Lumière
- Industry: Film and media
- Founded: 1989; 36 years ago
- Headquarters: Rio de Janeiro, Brazil

= Lumière (Brazilian film company) =

Brazilian film production and distribution company

Lumière is a Brazilian film production and distribution company that is based in Rio de Janeiro.

==Overview==
Lumière was founded in 1989 by Bruno Wainer, a Brazilian executive director, and Marc Beauchamps. The company began as a distributor of independent and international titles for theatrical, home video, and television rights. From 1996 to 2003, Lumière maintained an exclusive output deal with Miramax for the territory of Brazil. Titles released during this period include The English Patient, Chicago and the Scary Movie franchise. By 2002, Lumière was the market leading independent distributor in Brazil.

Lumière premiered its operations as a motion picture producer in 1996 with Little Book of Love. Since then, Lumière has also distributed films such as City of God, Madame Satã and Os Normais.

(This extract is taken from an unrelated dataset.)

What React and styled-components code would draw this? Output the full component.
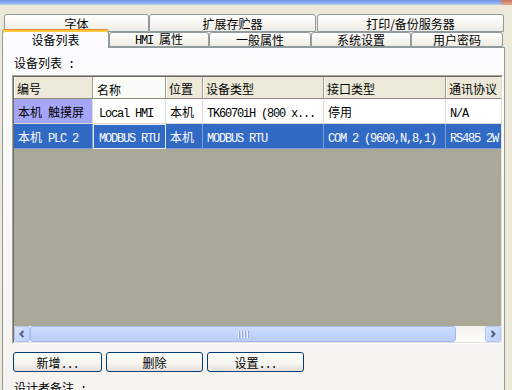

In mid-2000, Lumière participated in the production of City of God, directed by Fernando Meirelles, serving as both a co-producer and distributor. The company oversaw the film's distribution strategy and facilitated contractual agreements with international distributors Miramax and Wild Bunch.

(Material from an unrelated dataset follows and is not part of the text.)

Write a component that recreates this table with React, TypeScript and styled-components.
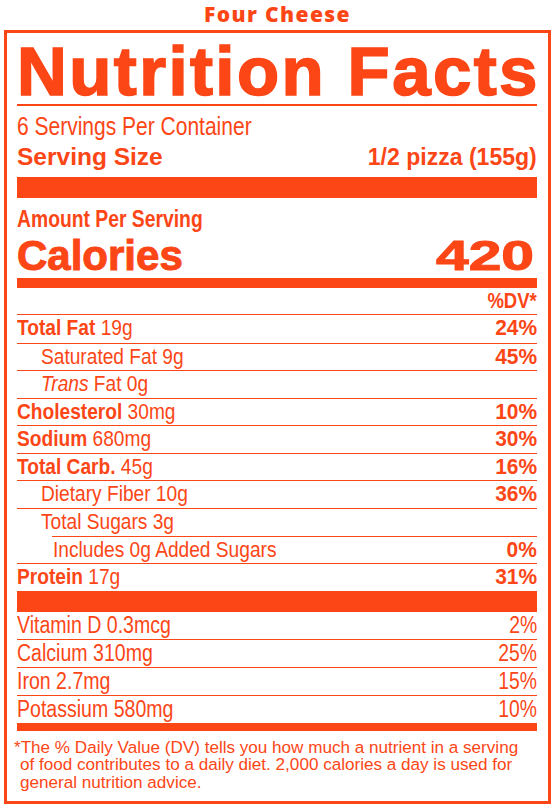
import styled, { createGlobalStyle } from "styled-components";

const ORANGE = "#fc4616";

const GlobalStyle = createGlobalStyle`
	html, body {
		margin: 0;
		padding: 0;
		background: #ffffff;
	}
	body {
		font-family: "Liberation Sans", Arial, sans-serif;
		color: ${ORANGE};
	}
`;

const Page = styled.div`
	width: 553px;
	height: 809px;
	box-sizing: border-box;
	padding: 0 2px 5px 4px;
	display: flex;
	flex-direction: column;
`;

const Product = styled.h2`
	margin: 0;
	padding-bottom: 1px;
	line-height: 29px;
	text-align: center;
	font-family: "Open Sans", "Liberation Sans", sans-serif;
	font-weight: 800;
	font-size: 21px;
	letter-spacing: 1.4px;
`;

const Label = styled.section`
	flex: 1;
	display: flex;
	flex-direction: column;
	border: 3px solid ${ORANGE};
	padding: 0 11px 0 10px;
`;

const Heading = styled.h1`
	margin: 0;
	padding-top: 7px;
	line-height: 64px;
	font-size: 69px;
	font-weight: 700;
	letter-spacing: 2.4px;
	-webkit-text-stroke: 1.6px ${ORANGE};
	white-space: nowrap;
	border-bottom: 2px solid ${ORANGE};
`;

const Narrow = styled.span<{ $scale: number; $right?: boolean }>`
	display: inline-block;
	white-space: nowrap;
	transform: scaleX(${(p) => p.$scale});
	transform-origin: ${(p) => (p.$right ? "right" : "left")} center;
`;

const Servings = styled.div`
	margin-top: 5px;
	line-height: 30px;
	font-size: 25px;
`;

const Split = styled.div`
	display: flex;
	justify-content: space-between;
	align-items: baseline;
	white-space: nowrap;
`;

const ServingSize = styled(Split)`
	margin-top: 1px;
	line-height: 29px;
	font-size: 24.5px;
	font-weight: 700;
`;

const Bar = styled.div<{ $h: number; $mt?: number }>`
	height: ${(p) => p.$h}px;
	margin-top: ${(p) => p.$mt ?? 0}px;
	background: ${ORANGE};
	flex-shrink: 0;
`;

const Amount = styled.div`
	margin-top: 8px;
	line-height: 26px;
	font-size: 23px;
	font-weight: 700;
`;

const Calories = styled(Split)`
	margin-top: 3px;
	line-height: 41px;
	font-size: 42px;
	font-weight: 700;
	-webkit-text-stroke: 1px ${ORANGE};
`;

const Energy = styled(Narrow)`
	margin-right: 3px;
`;

const DvHead = styled.div`
	box-sizing: border-box;
	height: 27px;
	line-height: 26px;
	text-align: right;
	font-size: 22px;
	font-weight: 700;
	border-bottom: 1px solid ${ORANGE};
`;

const Row = styled.div<{ $pad?: number; $inset?: number }>`
	box-sizing: border-box;
	height: 27.57px;
	line-height: 26.6px;
	display: flex;
	justify-content: space-between;
	align-items: baseline;
	margin-left: ${(p) => p.$inset ?? 0}px;
	padding-left: ${(p) => p.$pad ?? 0}px;
	font-size: 22px;

	& + & {
		border-top: 1px solid ${ORANGE};
	}

	b {
		font-weight: 700;
	}
	i {
		font-style: italic;
	}
`;

const Pct = styled.span`
	font-weight: 700;
`;

const Mineral = styled(Row)`
	height: 27.75px;
	line-height: 26.8px;
	font-size: 23px;
`;

const Footnote = styled.p`
	margin: 8px 0 0;
	padding-left: 3px;
	text-indent: -6px;
	font-size: 17.1px;
	line-height: 17.8px;
	white-space: nowrap;
`;

type Nutrient = {
	name: string;
	amount: string;
	dv?: string;
	bold?: boolean;
	italic?: string;
	pad?: number;
	inset?: number;
};

const nutrients: Nutrient[] = [
	{ name: "Total Fat", amount: "19g", dv: "24%", bold: true },
	{ name: "Saturated Fat", amount: "9g", dv: "45%", pad: 24 },
	{ name: "Fat", italic: "Trans", amount: " 0g", pad: 24 },
	{ name: "Cholesterol", amount: "30mg", dv: "10%", bold: true },
	{ name: "Sodium", amount: "680mg", dv: "30%", bold: true },
	{ name: "Total Carb.", amount: "45g", dv: "16%", bold: true },
	{ name: "Dietary Fiber", amount: "10g", dv: "36%", pad: 24 },
	{ name: "Total Sugars", amount: "3g", pad: 24 },
	{ name: "Includes 0g Added Sugars", amount: "", dv: "0%", inset: 35, pad: 1 },
	{ name: "Protein", amount: "17g", dv: "31%", bold: true },
];

const minerals = [
	{ name: "Vitamin D 0.3mcg", dv: "2%" },
	{ name: "Calcium 310mg", dv: "25%" },
	{ name: "Iron 2.7mg", dv: "15%" },
	{ name: "Potassium 580mg", dv: "10%" },
];

export default function App() {
	return (
		<>
			<GlobalStyle />
			<Page>
				<Product>Four Cheese</Product>
				<Label>
					<Heading>Nutrition Facts</Heading>
					<Servings>
						<Narrow $scale={0.84}>6 Servings Per Container</Narrow>
					</Servings>
					<ServingSize>
						<span>Serving Size</span>
						<Narrow $scale={0.94} $right>
							1/2 pizza (155g)
						</Narrow>
					</ServingSize>
					<Bar $h={21} $mt={6} />
					<Amount>
						<Narrow $scale={0.84}>Amount Per Serving</Narrow>
					</Amount>
					<Calories>
						<span>Calories</span>
						<Energy $scale={1.4} $right>
							420
						</Energy>
					</Calories>
					<Bar $h={10} $mt={2} />
					<DvHead>
						<Narrow $scale={0.84} $right>
							%DV*
						</Narrow>
					</DvHead>
					{nutrients.map((n, i) => (
						<Row key={i} $pad={n.pad} $inset={n.inset}>
							<Narrow $scale={0.87}>
								{n.bold ? <b>{n.name}</b> : null}
								{n.italic ? (
									<>
										<i>{n.italic}</i> {n.name}
									</>
								) : null}
								{!n.bold && !n.italic ? n.name : null}
								{n.amount ? (n.italic ? n.amount : " " + n.amount) : null}
							</Narrow>
							{n.dv ? (
								<Narrow $scale={0.95} $right>
									<Pct>{n.dv}</Pct>
								</Narrow>
							) : null}
						</Row>
					))}
					<Bar $h={21} />
					{minerals.map((m, i) => (
						<Mineral key={i}>
							<Narrow $scale={0.85}>{m.name}</Narrow>
							<Narrow $scale={0.84} $right>
								{m.dv}
							</Narrow>
						</Mineral>
					))}
					<Bar $h={8} />
					<Footnote>
						*The % Daily Value (DV) tells you how much a nutrient in a serving
						<br />
						of food contributes to a daily diet. 2,000 calories a day is used for
						<br />
						general nutrition advice.
					</Footnote>
				</Label>
			</Page>
		</>
	);
}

At the end of 2005, Bruno Wainer departed from Lumière and established Downtown Filmes, an independent distribution company focused exclusively on Brazilian content. In July 2013, Marc Beauchamps, a French co-founder, was accused of international drug trafficking and subsequently resigned from the company's board. Although Lumière has not actively distributed films for an extended period, it remains officially registered with active status.